Kiedy jednak nie ma jakiegoś akademizmu, nie ma też być awangardy. Od jakiegoś mecenatu nie sposób uciec, bowiem ktoś musi kupować obrazy. I ów mieszczuch stał się nowoczesny i nauczył kupować awangardę. Przed banalizacją nie ma ucieczki.

Również przepis Adorno na sztukę znalazł swój kres. Chciał by sztuką była tak trudna, by nie mógł do nie dorosnąć plugawiąjący wszystko swoją manią posiadania i banalizowania mieszczanin. Ostatecznym schronieniem sztuki miała być abstrakcja i bezfiguratywność i inne postacie skrajnego eksperymentu, po który  mieszczuch miał już nie sięgać  z braku zrozumienia. Dzięki temu artysta miał zachować swoją autonomię i niezależność.
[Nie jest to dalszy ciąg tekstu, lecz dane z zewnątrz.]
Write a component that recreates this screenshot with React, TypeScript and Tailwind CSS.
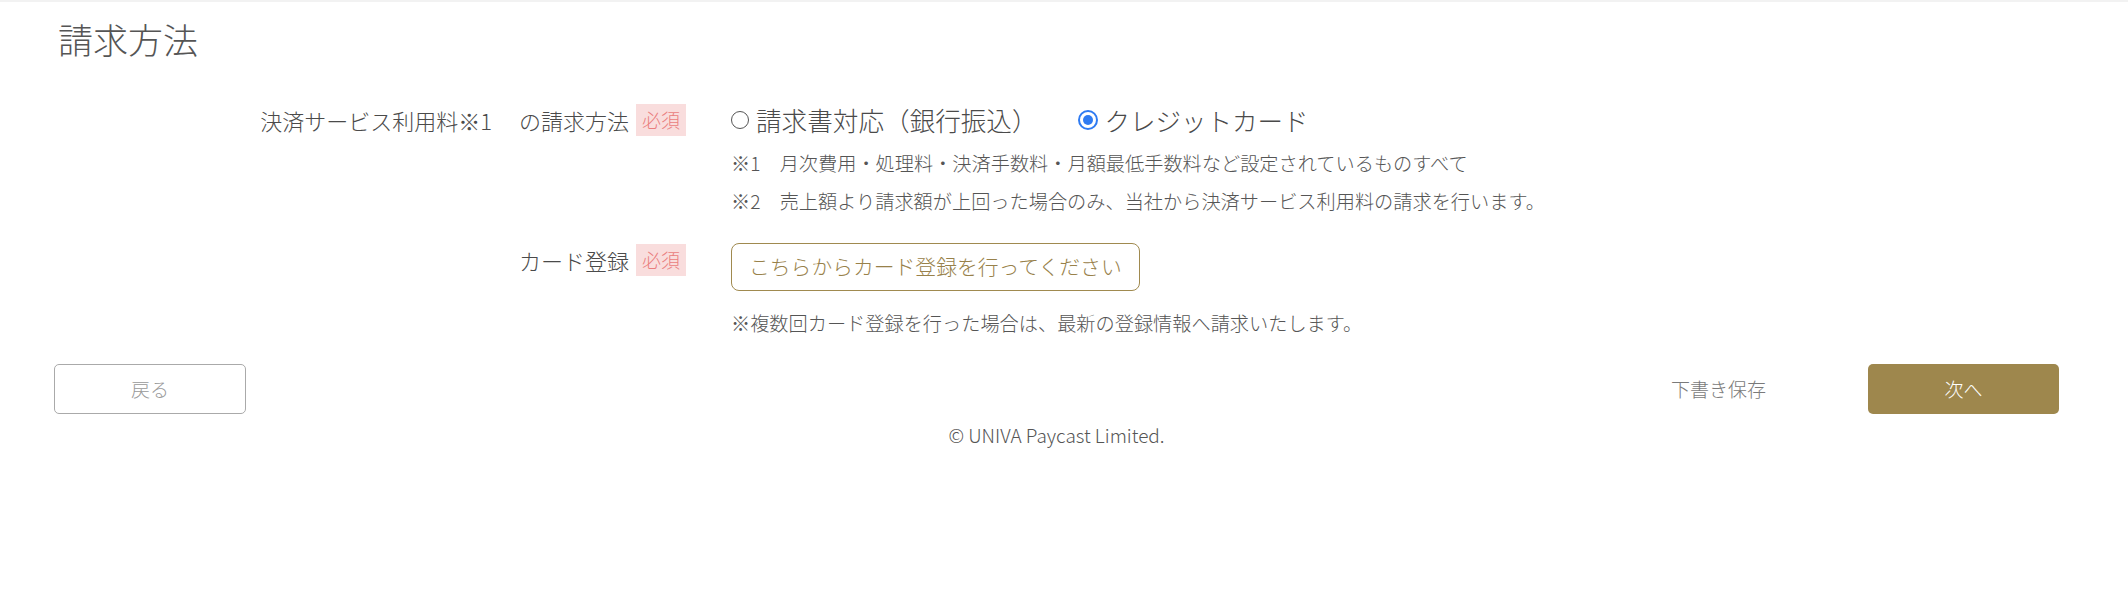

I to jednak schronienie okazało się pozorne. Straszny mieszczuch z dużymi pieniędzmi dogna artystę i w tej kryjówce, a jeśli ten udawać będzie ascetę, który chce żyć bez mecenasa skaże się na nonsensowną nędzę i izolację. Ten straszny mieszczuch w Polsce dzisiejszej – nowobogacki – kupi wszystko, co przypomina Zachód i co w jego oczach znajdzie poklask na Zachodzie.

Powróćmy do owych sukcesów sztuki polskiej w obecnym roku. Zauważmy że krytycy nie odnotowali równie znaczącej prezentacji rodzimego malarstwa  na terenie krajowym. Wydarzeniem jest to, że ta nasza Europa, jeszcze wciąż trochę wschodnia, wystawia na Zachodzie. Jest to sukces, choć nie jest to zjawisko nowe. Chagall, Jawlensky, Kandinsky i wielu innych zaistnieli dopiero na Zachodzie. Nie bez podstaw byłoby pytanie  czy europejską awangardę zrodziła zachodnia czy środkowa i wschodnia Europa. Zachód na pewno ją skonsumował. Dziś jednak na Zachód polski artysta wyjeżdza nie w roli nowatora, lecz po nobilitację. Nie należy traktować tego wniosku jako ironicznej konkluzji. Istotne jest pytanie o kondycję sztuki współczesnej – współczesnego malarstwa.

Bowiem sztuka żyje jedynie w przestrzeni publicznej. Sztuka jest jedynie międzyludzka. Malarstwo jest tylko wtedy, gdy wytwarza kulturowe symbole  (ale nie loga produktów masowej kultury) i gdy odwołuje się do symboli – gdy podpowiada wielkie symbole naszej wspólnej międzyludzkiej kulturze.

Malarstwo uratować może tylko treść, choć nie należy mylić treści z figuratywnością. Dadabarok jest próbą wypełnienia malarstwa treścią.